Revenue Budget Assumptions Local

  • on time revenue in prior year for cell tower income, easements and rent settlements: ($3,790,000)
  • operating millage restoration to 18 mills: $1,790,000

Revenue Budget Assumptions State

Given the assumptions of various revenue cuts and increases, the budget will be impacted by the following amounts, given which budget actually ends up passing at the State level.

  • Executive: ($925,523)
  • Senate: ($1,014,001)
  • House: ($860,523)

Expenditure Budget Assumptions

  • Wage increase per negotiated CBAs: $672,428
  • Health insurance increase: $217,215
  • Retirement rate increase from 25.56% to 26.18%: $834,318
  • Operations contracts COLA: $200,000
  • Elimination of section 147c(2), MPSERS One Time Deposit: ($2,700,000)
  • Professional staff retirements of 50 replaced: ($2,000,000)
  • Total Expenditures ($3,302,039)

Fund Balance Assumptions: 

No matter which budget is passed at the State level, there will be a decrease to the Fund Balance, given the loss of revenue.

Next Steps

  • Continue Preliminary Budget Discussions
    • Analyze conference budget proposal when available
    • Consider impact of May Consensus Revenue Estimating Conference
    • Continue to monitor Spring enrollment process
    • Develop Final Amended 2017-18 Budget

Board Adoption of a Balanced Budget by 6/30

  • Board study session: 4/25
  • Approve motion for a public hearing:

Stead says they have worked to protect AAPS from what the State is going to do.
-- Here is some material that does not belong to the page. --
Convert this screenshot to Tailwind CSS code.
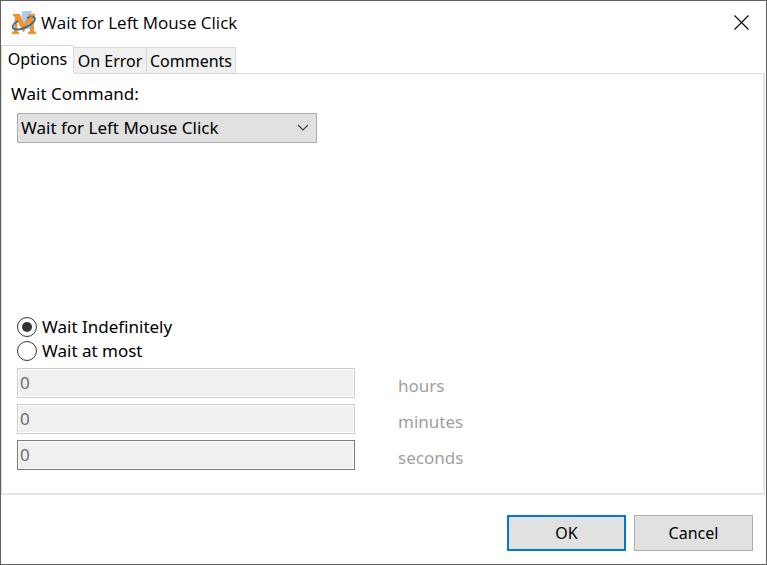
<!DOCTYPE html>
<html lang="en">
<head>
    <meta charset="UTF-8">
    <meta name="viewport" content="width=device-width, initial-scale=1.0">
    <title>Wait for Left Mouse Click</title>
    <script src="https://cdn.jsdelivr.net/npm/@tailwindcss/browser@4"></script>
</head>
<body class="bg-white text-black text-[17px] leading-6 font-['Noto_Sans',sans-serif]">
    <div class="min-h-screen flex flex-col border border-[#5f5f5f]">
        <!-- Title bar -->
        <header class="h-11 shrink-0 flex items-center justify-between pl-[11px] pr-4">
            <div class="flex items-center gap-[5px]">
                <svg class="w-6 h-6" viewBox="0 0 24 24" fill="none" aria-hidden="true">
                    <path d="M10 0h9l3 3v15H10z" fill="#a9cdf3"/>
                    <path d="M19 0v3h3z" fill="#dcebfb"/>
                    <path d="M1 3h7l4 10 5-10h6v2.500h-2L22 20.500h2V23h-8v-2.500h2L17.500 10 12 21h-1L5.500 10 5 20.500h2V23H0v-2.500h2L3 5.500H1z" fill="#f0922b"/>
                    <path d="M6 10C-1 14-1 18.500 5 18.500 12 18.500 23 12 23 8c0-2.500-4-2.500-8-1" stroke="#2b6c96" stroke-width="1.800"/>
                    <path d="M17.500 5.500h3l.5 4-2.700 1.500z" fill="#f0922b"/>
                </svg>
                <h1 class="text-[17px] font-['Open_Sans',sans-serif]">Wait for Left Mouse Click</h1>
            </div>
            <button type="button" aria-label="Close" class="w-4 h-4">
                <svg class="w-4 h-4" viewBox="0 0 16 16" fill="none" stroke="#000" stroke-width="1.1">
                    <path d="M.5 .5l14 14M14.500 .5l-14 14"/>
                </svg>
            </button>
        </header>

        <!-- Tabs -->
        <div role="tablist" class="flex items-end h-7 shrink-0 text-base">
            <button type="button" role="tab" aria-selected="true" class="h-7 w-[73px] pb-0.5 border border-b-0 border-[#d9d9d9] bg-white">Options</button>
            <button type="button" role="tab" aria-selected="false" class="h-[26px] w-[73px] border-t border-r border-[#d9d9d9] bg-[#f0f0f0]">On Error</button>
            <button type="button" role="tab" aria-selected="false" class="h-[26px] w-[89px] border-t border-r border-[#d9d9d9] bg-[#f0f0f0]">Comments</button>
        </div>

        <!-- Options panel -->
        <main role="tabpanel" class="grow flex flex-col mr-px border-r-2 border-b-2 border-[#e4e4e4]">
            <div class="flex">
                <div class="w-[73px]"></div>
                <div class="grow h-px bg-[#d9d9d9]"></div>
            </div>
            <div class="grow border-l border-[#d9d9d9] pl-[15px] pt-2">
                <label for="command" class="block -ml-[6px]">Wait Command:</label>
                <div class="relative w-[300px] mt-[7px]">
                    <select id="command" class="appearance-none block w-full h-[30px] pl-[3px] border border-[#adadad] bg-[#e1e1e1]">
                        <option>Wait for Left Mouse Click</option>
                    </select>
                    <svg class="absolute right-2 top-[11px] w-3 h-2 pointer-events-none" viewBox="0 0 12 8" fill="none" stroke="#404040" stroke-width="1.2">
                        <path d="M1 1l5 5 5-5"/>
                    </svg>
                </div>

                <div class="mt-[172px]">
                    <label class="flex items-center gap-[5px]">
                        <input type="radio" name="limit" checked class="appearance-none w-5 h-5 rounded-full border border-[#333] p-1 bg-clip-content bg-white checked:bg-[#333]">
                        Wait Indefinitely
                    </label>
                    <label class="flex items-center gap-[5px]">
                        <input type="radio" name="limit" class="appearance-none w-5 h-5 rounded-full border border-[#333] p-1 bg-clip-content bg-white checked:bg-[#333]">
                        Wait at most
                    </label>
                </div>

                <div class="mt-[5px] flex flex-col gap-[6px] text-[#a0a0a0]">
                    <div class="flex items-end gap-[43px]">
                        <input id="hours" type="text" value="0" disabled class="w-[338px] h-[30px] px-0.5 pb-0.5 border border-[#ccc] bg-[#f0f0f0] text-[#6d6d6d] inset-ring inset-ring-white">
                        <label for="hours">hours</label>
                    </div>
                    <div class="flex items-end gap-[43px]">
                        <input id="minutes" type="text" value="0" disabled class="w-[338px] h-[30px] px-0.5 pb-0.5 border border-[#ccc] bg-[#f0f0f0] text-[#6d6d6d] inset-ring inset-ring-white">
                        <label for="minutes">minutes</label>
                    </div>
                    <div class="flex items-end gap-[43px]">
                        <input id="seconds" type="text" value="0" disabled class="w-[338px] h-[30px] px-0.5 pb-0.5 border border-[#7a7a7a] bg-[#f0f0f0] text-[#6d6d6d] inset-ring inset-ring-white">
                        <label for="seconds">seconds</label>
                    </div>
                </div>
            </div>
        </main>

        <!-- Dialog buttons -->
        <footer class="shrink-0 flex justify-end gap-2 pt-5 pb-[13px] pr-[13px] text-base">
            <button type="button" class="w-[119px] h-9 border-2 border-[#0078d7] bg-[#e1e1e1]">OK</button>
            <button type="button" class="w-[119px] h-9 border border-[#adadad] bg-[#e1e1e1]">Cancel</button>
        </footer>
    </div>
</body>
</html>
This disinvestment in public education is the biggest threat to Michigan’s future, says Stead. There is nothing more condemning to the state over the next couple decades than what has happened and continues to happen in Michigan.




Mitchell says she had the great pleasure to see “In the Heights” at Pioneer High School. She encourages the public to see this wonderful production.

Stead talks about the memorial to lynching victims in Montgomery, AL that opened today. She recommends the article in the NYTimes, as they continue to talk about race and race relations.